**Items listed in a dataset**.

..............................

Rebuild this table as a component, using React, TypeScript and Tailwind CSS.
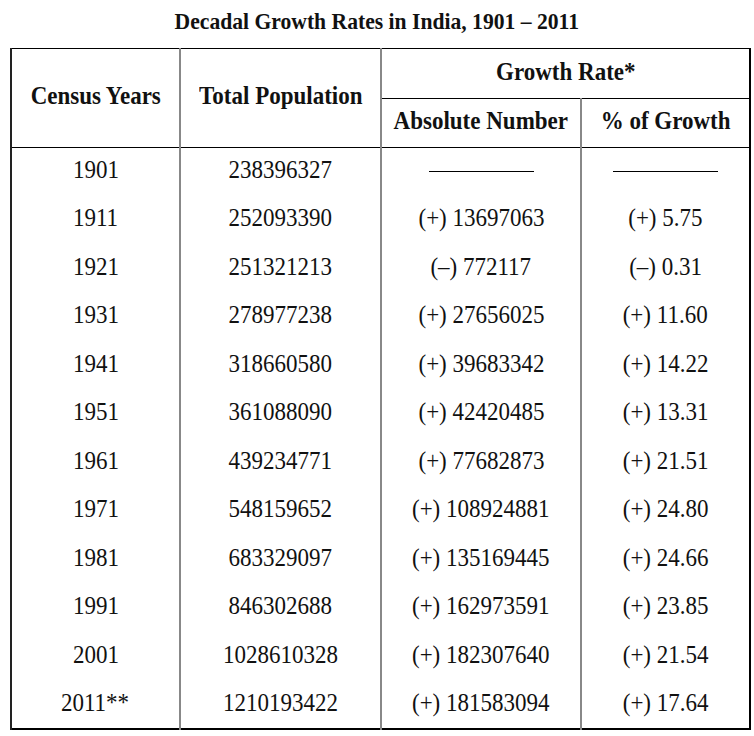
const rows = [
  ["1901", "238396327", "", ""],
  ["1911", "252093390", "(+) 13697063", "(+) 5.75"],
  ["1921", "251321213", "(–) 772117", "(–) 0.31"],
  ["1931", "278977238", "(+) 27656025", "(+) 11.60"],
  ["1941", "318660580", "(+) 39683342", "(+) 14.22"],
  ["1951", "361088090", "(+) 42420485", "(+) 13.31"],
  ["1961", "439234771", "(+) 77682873", "(+) 21.51"],
  ["1971", "548159652", "(+) 108924881", "(+) 24.80"],
  ["1981", "683329097", "(+) 135169445", "(+) 24.66"],
  ["1991", "846302688", "(+) 162973591", "(+) 23.85"],
  ["2001", "1028610328", "(+) 182307640", "(+) 21.54"],
  ["2011**", "1210193422", "(+) 181583094", "(+) 17.64"],
]

// the source is a slightly condensed scan, so squeeze the glyphs a bit
function T({ children }: { children: React.ReactNode }) {
  return <span className="inline-block scale-x-[0.92] whitespace-nowrap">{children}</span>
}

function Dash() {
  return <div className="mx-auto h-px w-[105px] bg-black translate-y-[2px]" />
}

export default function App() {
  return (
    <div className="w-[754px] h-[736px] bg-white text-[#111] font-['Liberation_Serif',serif]">
      <div className="h-[48px] flex items-center justify-center pb-[5px]">
        <h1 className="text-[23.5px] font-bold leading-none"><T>Decadal Growth Rates in India, 1901 – 2011</T></h1>
      </div>
      <table className="ml-[10px] w-[739px] border-collapse table-fixed text-center text-[25px] leading-none [&_td]:pb-[5px] [&_th]:pb-[5px]">
        <colgroup>
          <col className="w-[169px]" />
          <col className="w-[201px]" />
          <col className="w-[200px]" />
          <col className="w-[169px]" />
        </colgroup>
        <thead className="font-bold">
          <tr className="h-[50px]">
            <th rowSpan={2} className="border-t border-b border-t-black border-b-black border-l-2 border-l-[#222] border-r-2 border-r-[#888] font-bold">
              <T>Census Years</T>
            </th>
            <th rowSpan={2} className="border-t border-b border-black border-r-2 border-r-[#888] font-bold">
              <T>Total Population</T>
            </th>
            <th colSpan={2} className="border-t border-b border-black border-r-2 border-r-black font-bold">
              <T>Growth Rate*</T>
            </th>
          </tr>
          <tr className="h-[49px]">
            <th className="border-b border-black border-r-2 border-r-[#888] font-bold"><T>Absolute Number</T></th>
            <th className="border-b border-black border-r-2 border-r-black font-bold"><T>% of Growth</T></th>
          </tr>
        </thead>
        <tbody>
          {rows.map((row, i) => (
            <tr key={row[0]} className={i === rows.length - 1 ? "h-[48px] border-b-2 border-black" : "h-[48.5px]"}>
              <td className="border-l-2 border-l-[#222] border-r-2 border-r-[#888]"><T>{row[0]}</T></td>
              <td className="border-r-2 border-r-[#888]"><T>{row[1]}</T></td>
              <td className="border-r-2 border-r-[#888]">{row[2] === "" ? <Dash /> : <T>{row[2]}</T>}</td>
              <td className="border-r-2 border-r-black">{row[3] === "" ? <Dash /> : <T>{row[3]}</T>}</td>
            </tr>
          ))}
        </tbody>
      </table>
    </div>
  )
}
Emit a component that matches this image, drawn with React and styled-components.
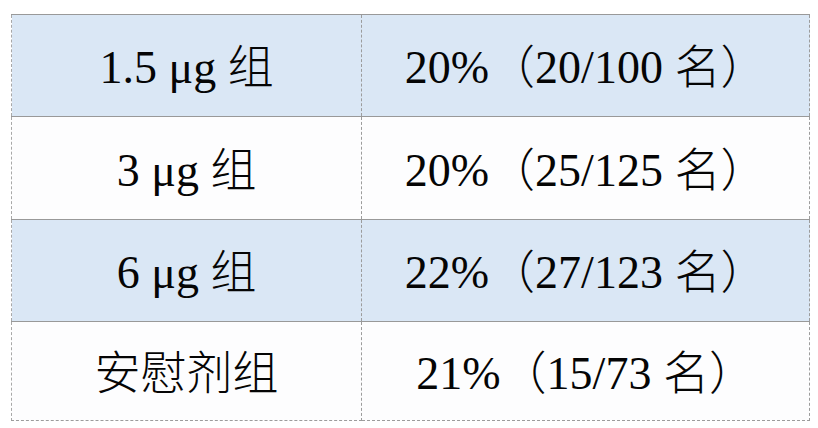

..............................

**GOAL**. Lines containing the word "React" are to be tallied; report only the total.

**TASK RESPONSE**. 3